Emission factor examples

kg CO₂e per kWh of electricity
kg CO₂e per liter of diesel
kg CO₂e per cubic meter of natural gas
kg CO₂e per passenger-kilometer
kg CO₂e per tonne of material

Important note

The quality of the result depends strongly on the quality of the input data and the suitability of the emission factor.

9. Practical calculation flow

1
Identify emission sources
2
Choose the organizational boundary
3
Choose the operational boundary
4
Collect activity data
5
Select emission factors
6
Calculate emissions
7
Convert gases to CO₂e
8
Review data quality
9
Report Scope 1 and Scope 2 separately
10
Add relevant Scope 3 categories where possible
11
Track results over time

10. Data companies should collect first

Energy and fuel

electricity bills
natural gas use
heating oil use
diesel use
petrol use
LPG or other fuels
steam, heat, or cooling purchases

Transport

company vehicle fuel
mileage records
logistics data
freight transport data
business travel records
employee commuting information, if relevant

Operations and production

production quantities
material consumption
process data
waste quantities
water and wastewater data, if connected to emissions
equipment lists

Refrigerants

type of refrigerant
amount purchased
amount refilled
leakage records
maintenance records
air conditioning and refrigeration equipment information

Value chain data

purchased goods and services
supplier activity data
outsourced transport
waste treatment routes
use of sold products, if relevant
end-of-life information, if relevant

11. Choosing emission factors

Emission factors should match the activity data as closely as possible.

electricity data should use a suitable electricity emission factor
fuel data should use a suitable fuel-specific emission factor
transport data should use a suitable vehicle, fuel, distance, or freight factor
refrigerant data should use the correct global warming potential for the refrigerant type

Stronger choices include supplier-specific electricity factors where reliable, country or grid-specific electricity factors, fuel-specific emission factors, sector-specific calculation tools, and facility-specific or process-specific factors where available.

If assumptions are used, they should be documented clearly.

12. Base year and tracking over time

A base year is the reference year used to compare emissions over time. A base year should be selected where reliable and verifiable emissions data are available.

Recalculation may be needed for acquisitions, divestments, mergers, outsourcing or insourcing of major emitting activities, major changes in calculation methods, or discovery of significant errors.

The goal is to compare like with like over time.

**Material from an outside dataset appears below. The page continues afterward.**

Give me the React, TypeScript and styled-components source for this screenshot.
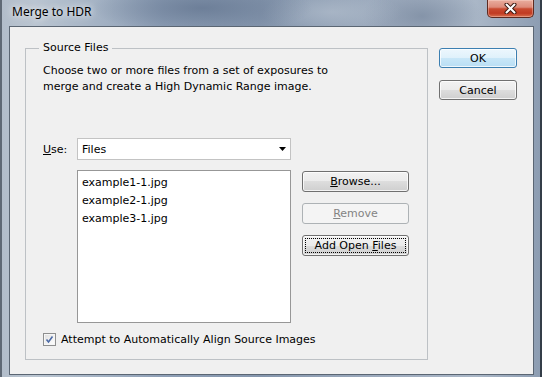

13. Data quality and internal checks

Are all relevant sources included?
Are units correct?
Are conversion factors correct?
Do electricity and fuel data match bills or meters?
Are emission factors suitable?
Are calculations documented?
Are assumptions explained?
Are changes from previous years reasonable?
Are exclusions justified?
Are files and sources archived?

14. Centralized and decentralized data collection

Centralized approach

Facilities or departments send activity data to a central team. The central team calculates emissions.

Decentralized approach

Facilities or departments calculate their own emissions and send results to a central team.

Many companies use a mixed approach. Simple sites provide activity data. Complex sites calculate emissions using approved methods. The central team reviews, checks, and consolidates the data.

15. What a GHG report usually includes

company description
reporting period
organizational boundary
consolidation approach
operational boundary
Scope 1 emissions
Scope 2 emissions
relevant Scope 3 emissions, if included
emissions by greenhouse gas where available
total emissions in CO₂e
base year
calculation methods
emission factors used
data sources
specific exclusions
explanation of major changes
progress over time, where available

Scope 1 and Scope 2 should be reported separately. Scope 3 should clearly state which categories are included.

16. Verification and assurance

Verification is an independent review of reported GHG information. It checks whether the inventory is complete, accurate, transparent, and aligned with the chosen accounting approach.

Even without external verification, companies should keep an internal audit trail.

data sources
methods
emission factors
assumptions
calculations
exclusions
approvals
changes from previous years

17. GHG reductions and offsets

Companies should distinguish between reducing their own inventory emissions and using offsets.

A public GHG report should show gross emissions separately from any offsets, credits, or trades.

18. Setting GHG targets

Once a company has a reliable inventory, it can set emissions targets.

A good target should define:

base year
target year
emissions boundary
which scopes are included
whether the target is absolute or intensity-based
level of reduction expected
how progress will be measured
how structural changes will be handled

Examples:

Reduce Scope 1 and Scope 2 emissions by 30 percent by 2030.
Reduce emissions intensity per tonne of product.
Increase renewable electricity use.
Reduce business travel emissions.
Improve energy efficiency across facilities.

19. Common mistakes in GHG accounting

Watch for these common issues

starting without a clear boundary
mixing Scope 1, Scope 2, and Scope 3 together
using activity data without checking units
using emission factors that do not match the data
forgetting refrigerant leakage
ignoring company vehicles
excluding major sources without explanation
not documenting assumptions
changing methods without explaining the change
reporting reductions without a clear base year
mixing gross emissions with offsets
trying to calculate all Scope 3 categories before identifying the most relevant ones

20. Simple GHG accounting checklist

Have we defined our organizational boundary?
Have we chosen equity share, financial control, or operational control?
Have we identified Scope 1 emission sources?
Have we collected electricity and purchased energy data for Scope 2?
Have we identified relevant Scope 3 categories?
Have we collected activity data from reliable sources?
Have we selected suitable emission factors?
Have we documented assumptions and exclusions?
Have we chosen a base year?
Have we checked calculation quality?
Have we kept an audit trail?
Have we reported Scope 1 and Scope 2 separately?
Have we explained any major year-to-year changes?

21. Important note

This guide is for general information only. It does not provide verification, certification, audit, legal, or official greenhouse gas reporting advice. Companies should confirm applicable reporting requirements with qualified sustainability, accounting, audit, legal, or verification professionals.